There were several movies nominated for Oscars this year that I had to push myself to see. When I did, I discovered they were absolutely moving and wonderful (see: Whiplash, Two Days, One Night, Wild, etc.) Unfortunately, American Sniper, a movie I did not want to see, fully lived up to my expectations.

To be fair, there is nothing wrong with the performances in this movie. Bradley Cooper does a really great job portraying real-life Marine sniper, Chris Kyle, a man who went through four tours of duty during the Iraq war and made more kills than any other sniper in history. Cooper captures Kyle's initial hesitations, fears, gradual hubris, PTSD, and the other assorted psychological and physical transformations that are part and parcel of a soldier's life. Sienna Miller, who plays Kyle's wife, Taya, does an equally impressive job portraying the fear and uncertainty of an army wife, who can never know if her husband will return safe to her at home, and must then face even more worry when he returns home but still seems miles away.

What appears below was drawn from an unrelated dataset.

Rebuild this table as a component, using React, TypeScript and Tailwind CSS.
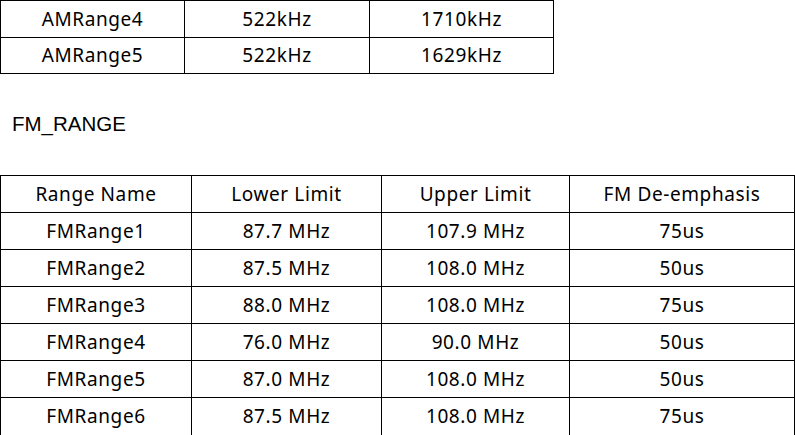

The trouble with the movie is its gratuitous, rah-rah depiction of the nature of war. We don't need war movies where the Americans save the day and the Iraqis are "savages" who are shot down like characters in a video game. The movie is adapted from Kyle's memoir, and from what I hear, the movie at least attempts to be a little more ambiguous than Kyle's straightforward account of how he just liked killing bad guys. I can't pretend to be an unbiased viewer: this is emphatically not a movie made for me, and I don't understand how it is breaking records at the box office.

American Sniper is a very basic war movie. Man goes to war, shoots a bunch of people, comes home, suffers, and then starts to rebuild his life. It feels very bloated and violent, peppered by overlong war sequences and dramatic battles than only grow wearisome and don't develop the plot or characters in any significant way. If director Client Eastwood's object was to make me battle-weary, then he succeeded admirably, but I think this was supposed to make me cheer and root for an American hero. Instead, I just felt a bit sad and tired and decided I'd rather watch a small movie that told a moving story instead of a re-hashed war-mongering film that has nothing new to say.